Lost in the forest, his paramour and her attendants then appeared; Anja Harteros’s Elisabeth countered his ecstatic outpourings with a steel-pure sound. But when the shock arrived by messenger – for reasons of state, Elisabeth must marry Don Carlos’s father, King Philip of Spain – a fissure opened. Now every inch a Hamlet, Kaufmann crumpled and froze, but Harteros seemed to take it in her stride, allowing herself to be crowned with no sign of reluctance: one entirely believed his protestations of mortal anguish, but hers not at all. Either the revival director of Nicholas Hytner’s production had not thought to induce her to act in this scene, or she had not been amenable.
In some ways this show’s visuals have worn thin: Bob Crowley’s sub-Hockney set for the monastery garden has a cheesy, cardboard look, and the chorus of courtiers, with their uniform black dresses and scarlet fans, could have come straight out of Gilbert and Sullivan.
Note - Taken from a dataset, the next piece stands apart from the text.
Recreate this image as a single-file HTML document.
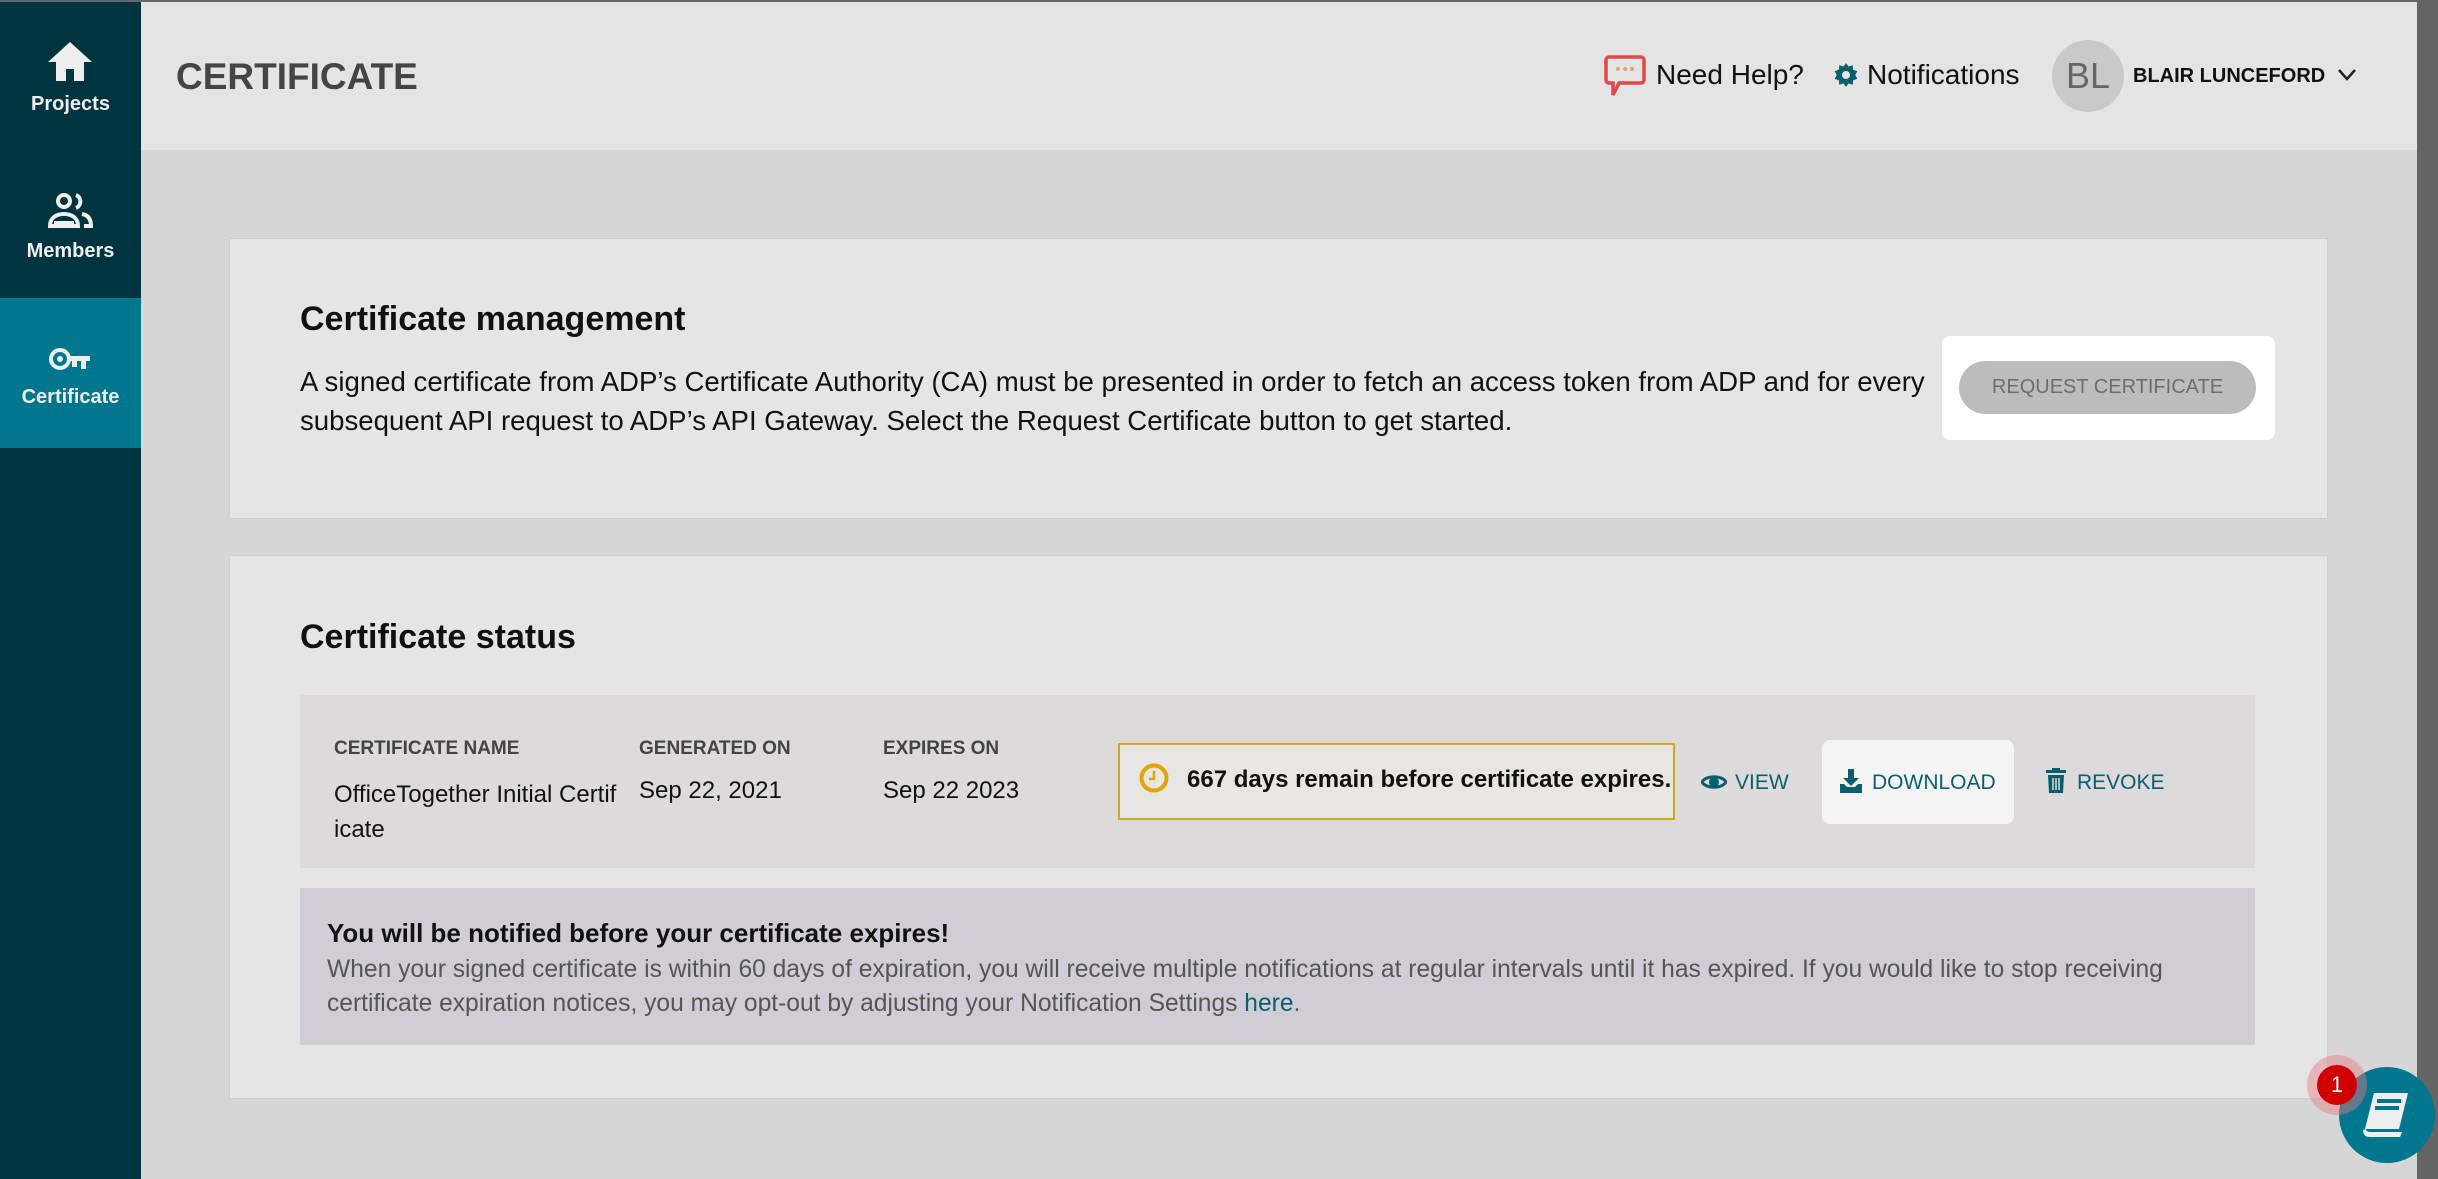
<!DOCTYPE html>
<html><head><meta charset="utf-8"><style>
*{margin:0;padding:0;box-sizing:border-box}
body{width:2438px;height:1179px;overflow:hidden;background:#d6d6d6;font-family:"Liberation Sans",sans-serif;position:relative}
.a{position:absolute}
.sb{left:0;top:0;width:141px;height:1179px;background:#023440}
.nav{left:0;width:141px;height:150px;color:#eee;font-size:20px;text-align:center;font-weight:600}
.hdr{left:141px;top:0;width:2276px;height:150px;background:#e4e4e4}
.card{background:#e5e5e5;border:1px solid #cfcfcf}
.teal{color:#0b5e6e}
.th{font-size:19px;color:#444;font-weight:bold}
</style></head><body>
<div class="a" style="left:0;top:0;width:2438px;height:2px;background:#666;z-index:5"></div>
<div class="a" style="left:2417px;top:0;width:21px;height:1179px;background:#646464;z-index:5"></div>
<div class="a sb"></div>
<div class="a nav" style="top:0">
 <svg class="a" style="left:47px;top:40px" width="46" height="42" viewBox="0 0 46 42"><path d="M23 2L1 22h8v19h10V29h8v12h10V22h8z" fill="#eee"/></svg>
 <div class="a" style="left:0;top:93px;width:141px">Projects</div></div>
<div class="a nav" style="top:150px">
 <svg class="a" style="left:48px;top:42px" width="46" height="38" viewBox="0 0 46 38"><circle cx="16" cy="9" r="6" fill="none" stroke="#eee" stroke-width="4"/><path d="M28 3a7 7 0 0 1 0 13" fill="none" stroke="#eee" stroke-width="4"/><path d="M2 34c0-8 6-12 14-12s14 4 14 12z M6 31h20" fill="none" stroke="#eee" stroke-width="4"/><path d="M34 22c6 1 9 5 9 12h-7" fill="none" stroke="#eee" stroke-width="4"/></svg>
 <div class="a" style="left:0;top:90px;width:141px">Members</div></div>
<div class="a nav" style="top:298px;background:#00778f">
 <svg class="a" style="left:48px;top:48px" width="44" height="28" viewBox="0 0 44 28"><circle cx="12" cy="13" r="9" fill="none" stroke="#eee" stroke-width="4"/><circle cx="12" cy="13" r="3" fill="#eee"/><path d="M21 10h21v5h-4v8h-5v-8h-4v6h-5v-6h-3z" fill="#eee"/></svg>
 <div class="a" style="left:0;top:88px;width:141px">Certificate</div></div>

<div class="a hdr"></div>
<div class="a" style="left:176px;top:56px;font-size:37px;color:#454545;font-weight:bold">CERTIFICATE</div>
<svg class="a" style="left:1603px;top:54px" width="44" height="46" viewBox="0 0 44 46"><path d="M6 3h32a3 3 0 0 1 3 3v20a3 3 0 0 1-3 3H16l-6 12v-12H6a3 3 0 0 1-3-3V6a3 3 0 0 1 3-3z" fill="none" stroke="#e24848" stroke-width="3.5"/><circle cx="15" cy="15" r="2" fill="#e8a070"/><circle cx="22" cy="15" r="2" fill="#e8a070"/><circle cx="29" cy="15" r="2" fill="#e8a070"/></svg>
<div class="a" style="left:1656px;top:59px;font-size:28px;color:#111">Need Help?</div>
<svg class="a" style="left:1834px;top:63px" width="24" height="24" viewBox="0 0 24 24"><path d="M12 0l2.5 3.5 4.2-1.2.4 4.3 4.2 1.6-2 3.8 2 3.8-4.2 1.6-.4 4.3-4.2-1.2L12 24l-2.5-3.5-4.2 1.2-.4-4.3L.7 15.8l2-3.800-2-3.8 4.2-1.6.4-4.3 4.2 1.2z" fill="#0b5e6e"/><circle cx="12" cy="12" r="4" fill="#e4e4e4"/></svg>
<div class="a" style="left:1867px;top:59px;font-size:28px;color:#111">Notifications</div>
<div class="a" style="left:2052px;top:40px;width:72px;height:72px;border-radius:50%;background:#c9c9c9;color:#666;font-size:36px;text-align:center;line-height:72px">BL</div>
<div class="a" style="left:2133px;top:65px;font-size:20px;font-weight:bold;color:#111">BLAIR LUNCEFORD</div>
<svg class="a" style="left:2337px;top:68px" width="20" height="14" viewBox="0 0 20 14"><path d="M2 2l8 9 8-9" fill="none" stroke="#222" stroke-width="2.5"/></svg>

<div class="a card" style="left:229px;top:238px;width:2099px;height:281px"></div>
<div class="a" style="left:300px;top:300px;font-size:34px;color:#111;font-weight:bold">Certificate management</div>
<div class="a" style="left:300px;top:362px;font-size:27.6px;line-height:39px;color:#111;width:1640px">A signed certificate from ADP’s Certificate Authority (CA) must be presented in order to fetch an access token from ADP and for every subsequent API request to ADP’s API Gateway. Select the Request Certificate button to get started.</div>
<div class="a" style="left:1942px;top:336px;width:333px;height:104px;background:#fff;border-radius:8px"></div>
<div class="a" style="left:1959px;top:361px;width:297px;height:53px;background:#bcbcbc;border-radius:27px;color:#6e6e6e;font-size:20px;text-align:center;line-height:53px">REQUEST CERTIFICATE</div>

<div class="a card" style="left:229px;top:555px;width:2099px;height:544px"></div>
<div class="a" style="left:300px;top:618px;font-size:34px;color:#111;font-weight:bold">Certificate status</div>
<div class="a" style="left:300px;top:695px;width:1955px;height:173px;background:#dcdadb"></div>
<div class="a th" style="left:334px;top:738px">CERTIFICATE NAME</div>
<div class="a th" style="left:639px;top:738px">GENERATED ON</div>
<div class="a th" style="left:883px;top:738px">EXPIRES ON</div>
<div class="a" style="left:334px;top:777px;font-size:24px;line-height:35px;color:#111;width:290px">OfficeTogether Initial Certif<br>icate</div>
<div class="a" style="left:639px;top:777px;font-size:24px;color:#111">Sep 22, 2021</div>
<div class="a" style="left:883px;top:777px;font-size:24px;color:#111">Sep 22 2023</div>
<div class="a" style="left:1118px;top:743px;width:557px;height:77px;border:2px solid #d9a520;background:#e8e6e2"></div>
<svg class="a" style="left:1138px;top:762px" width="32" height="32" viewBox="0 0 32 32"><circle cx="16" cy="16" r="12.5" fill="none" stroke="#e6a300" stroke-width="4"/><path d="M16 9v8h-5" fill="none" stroke="#e6a300" stroke-width="2.5"/></svg>
<div class="a" style="left:1187px;top:766px;font-size:24px;font-weight:bold;color:#111">667 days remain before certificate expires.</div>
<svg class="a" style="left:1701px;top:772px" width="26" height="20" viewBox="0 0 26 20"><path d="M1 10C5 3 21 3 25 10 21 17 5 17 1 10z" fill="none" stroke="#0b5e6e" stroke-width="3"/><circle cx="13" cy="10" r="5" fill="#0b5e6e"/></svg>
<div class="a teal" style="left:1735px;top:771px;font-size:21px">VIEW</div>
<div class="a" style="left:1822px;top:740px;width:192px;height:84px;background:#f5f4f5;border-radius:8px"></div>
<svg class="a" style="left:1840px;top:769px" width="22" height="24" viewBox="0 0 22 24"><path d="M8 0h6v9h5l-8 8-8-8h5z M0 15h4l3 3h8l3-3h4v9H0z" fill="#0b5e6e"/></svg>
<div class="a teal" style="left:1872px;top:771px;font-size:21px">DOWNLOAD</div>
<svg class="a" style="left:2046px;top:768px" width="20" height="25" viewBox="0 0 20 25"><path d="M6 0h8v2h6v3H0V2h6z M2 7h16l-1 18H3z" fill="#0b5e6e"/><path d="M7 10v12M10 10v12M13 10v12" stroke="#dcdadb" stroke-width="1.5"/></svg>
<div class="a teal" style="left:2077px;top:771px;font-size:21px">REVOKE</div>

<div class="a" style="left:300px;top:888px;width:1955px;height:157px;background:#d0cdd6"></div>
<div class="a" style="left:327px;top:918px;font-size:26px;font-weight:bold;color:#111">You will be notified before your certificate expires!</div>
<div class="a" style="left:327px;top:953px;font-size:24.6px;line-height:34px;color:#555;width:1910px">When your signed certificate is within 60 days of expiration, you will receive multiple notifications at regular intervals until it has expired. If you would like to stop receiving certificate expiration notices, you may opt-out by adjusting your Notification Settings <span class="teal">here</span>.</div>

<div class="a" style="left:2339px;top:1067px;width:96px;height:96px;border-radius:50%;background:#00778f;z-index:6"></div>
<svg class="a" style="left:2360px;top:1090px;z-index:7" width="52" height="50" viewBox="0 0 52 50"><path d="M14 3h34l-9 36H5z" fill="#eee"/><path d="M3 40q0 7 7 7h30l2-5H11q-5 0-5-3z" fill="#eee"/><path d="M17 11h24M15 18h24" stroke="#00778f" stroke-width="4"/></svg>
<div class="a" style="left:2307px;top:1055px;width:60px;height:60px;border-radius:50%;background:rgba(230,120,130,.45);z-index:7"></div>
<div class="a" style="left:2317px;top:1065px;width:40px;height:40px;border-radius:50%;background:#d00000;color:#fff;font-size:22px;text-align:center;line-height:40px;z-index:8">1</div>
</body></html>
But the staging of the auto da fe (burning heretics et al) takes place in convincingly cruel splendour, and the vaults of the Escorial have an inky funereality.
And in this opera’s strikingly topical battle between theocracy and democracy, Verdi’s melding of the personal and the political is brilliantly fleshed out, with Don Carlos’s emotional crisis subsumed into his libertarian crusade alongside his blood-brother Rodrigo (Mariusz Kwiechen). While that Polish baritone made a fine foil for Kaufmann in the ‘freedom’ duet, the show’s still centre was the Italian bass Ferruccio Furlanetto, a philosophical prince of darkness commanding events with baleful demeanour and a burnished tone; his self-tormenting soliloquy was imbued with a massive sadness, and in his duet with the Grand Inquisitor (Eric Halfvarson) the two bass voices meshed in intensely dramatic combat. Meanwhile Beatrice Uria-Monzon as Princess Eboli brought a flamenco edge to the ‘Saracen Song’; she vividly delineated her devious and vengeful character.
With Antonio Pappano and his band conjuring up Verdi’s dark harmonies, this sublime musical event wound to an overwhelming conclusion, as Harteros and Kaufmann delivered their last duet in a performance of transcendent beauty.